Mumbai: The year 2019, marked by challenges on the economic front, saw several central banks globally, including Reserve Bank of India (RBI), turn dovish and lower policy rates, said a report by Care Ratings on Tuesday.
With the escalation of trade war between the US and China and declining consumption across countries, many major economies slipped into the slowdown mode and the fears of global economic recession confronted the markets. Therefore, to rescue the economies from the possible downturn, many central banks adopted dovish stances and India was not an exception, the report said.
“With slower pace of economic growth, stagnant investment and declining private consumption, the RBI too adopted an accommodative stance and lowered interest rates five times out of six monetary policy reviews held during the calendar year 2019," it said.
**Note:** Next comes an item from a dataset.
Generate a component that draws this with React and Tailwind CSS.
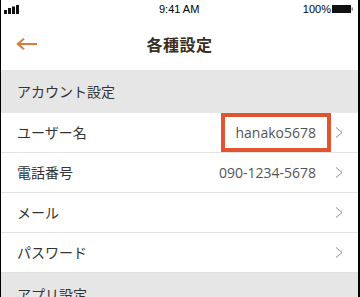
import React from 'react';

const Chevron = () => (
  <svg width="8" height="11" viewBox="0 0 8 11" className="shrink-0">
    <polyline points="1,0.5 7,5.5 1,10.5" fill="none" stroke="#8a8a8a" strokeWidth="1" />
  </svg>
);

const rows = [
  { label: 'ユーザー名', value: 'hanako5678', highlight: true },
  { label: '電話番号', value: '090-1234-5678' },
  { label: 'メール' },
  { label: 'パスワード' },
];

const App = () => {
  return (
    <div
      className="w-[360px] h-[297px] overflow-hidden bg-white border-l border-r-2 border-black flex flex-col"
      style={{ fontFamily: '"Noto Sans CJK JP", "Open Sans", sans-serif' }}
    >
      {/* status bar */}
      <div className="relative h-[18px] shrink-0 flex items-center justify-between pl-[3px] pr-[4px] text-[11px] text-black" style={{ fontFamily: '"Liberation Sans", Arial, sans-serif' }}>
        <svg width="16" height="9" viewBox="0 0 16 9">
          <rect x="0" y="5" width="3" height="4" fill="#111" />
          <rect x="4" y="3" width="3" height="6" fill="#111" />
          <rect x="8" y="1.5" width="3" height="7.5" fill="#111" />
          <rect x="12" y="0" width="3" height="9" fill="#111" />
        </svg>
        <span className="absolute left-[158px] top-[1px]">9:41 AM</span>
        <div className="flex items-center">
          <span>100%</span>
          <svg width="22" height="8" viewBox="0 0 22 8" className="ml-[1px]">
            <rect x="0.5" y="0.5" width="18" height="7" fill="#111" stroke="#111" />
            <rect x="19.5" y="2.5" width="1.5" height="3" fill="#888" />
          </svg>
        </div>
      </div>

      {/* nav bar */}
      <div className="relative h-[52px] shrink-0 flex items-center justify-center">
        <svg width="22" height="12" viewBox="0 0 22 12" className="absolute left-[15px] top-[20px]">
          <path d="M21 6H2M8 0.8L1.8 6L8 11.2" fill="none" stroke="#d97c3f" strokeWidth="2" />
        </svg>
        <h1 className="text-[16px] font-bold text-[#3a2e22] tracking-[0.5px]">各種設定</h1>
      </div>

      {/* section header */}
      <div className="h-[43px] shrink-0 bg-[#e6e6e6] flex items-center pl-4 text-[14px] text-[#333]">
        アカウント設定
      </div>

      {rows.map((row) => (
        <div key={row.label} className="h-10 shrink-0 box-border border-b border-[#e2e2e2] flex items-stretch pl-4 pr-[15px] text-[14px]">
          <span className="text-[#333] flex items-center flex-1">{row.label}</span>
          {row.value && (
            row.highlight ? (
              <span
                className="h-[39px] border-4 border-[#e25430] flex items-center pl-[10px] pr-[11px] mr-[4px] text-[#555]"
                style={{ fontFamily: '"Open Sans", sans-serif' }}
              >
                {row.value}
              </span>
            ) : (
              <span className="flex items-center mr-[19px] text-[#555]" style={{ fontFamily: '"Open Sans", sans-serif' }}>
                {row.value}
              </span>
            )
          )}
          <span className="flex items-center">
            <Chevron />
          </span>
        </div>
      ))}

      <div className="h-[43px] shrink-0 bg-[#e6e6e6] flex items-center pl-4 text-[14px] text-[#333]">
        アプリ設定
      </div>
    </div>
  );
};

export default App;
According to Care Ratings, following the liquidity crisis, especially in non-banking financial companies (NBFCs), liquidity in the banking system continued to remain in the deficit up to June. However, the RBI infused liquidity via open market operations (OMOs) of ₹16,500 crore between January and June, helping improve the liquidity situation.
In addition, the slowdown and the bad loan crisis limited lending activities of banks, leading to sluggish credit growth.
“Lower credit offtake compared with the deposit growth led to increased liquidity in the banking system. Since June 2019 onwards, the banking system turned into liquidity surplus aggregating over ₹2 lakh crore," it said.
In 2019, RBI reduced the repo rate by 135 bps between February and October, and it was only in its December policy that it halted its rate-cutting spree. The repo rate currently stands at 5.15%.
Meanwhile, yields on the benchmark government securities (GSec) declined from a high of around 7.5% in January 2019 to 6.3% in July 2019, aided by liquidity surplus in the banking system, repo rate cut by the RBI, subdued crude oil prices and increase in the foreign investment in government securities.
Care Ratings said, since September 2019, Gsec yields moved upwards with intermittent volatility in global crude oil prices, concerns over fiscal slippages post the announcement of the corporate tax rate cut, and expectations of further rate cut by the RBI to support the slowing economy.
However, yields on corporate bonds have not seen commensurate decline with the reduction in the GSec yields in the first half of 2019, the report pointed out. The corporate bond spreads remained range bound given the credit risk associated with them, it said, adding that during the year, the spreads on the AAA-rated corporate bond, spreads moved in the range of 82 bps to 169 bps.
Some moderation in the spreads has been witnessed November onwards with the AAA-rated corporate bond spreads hovering around 100 bps, it said.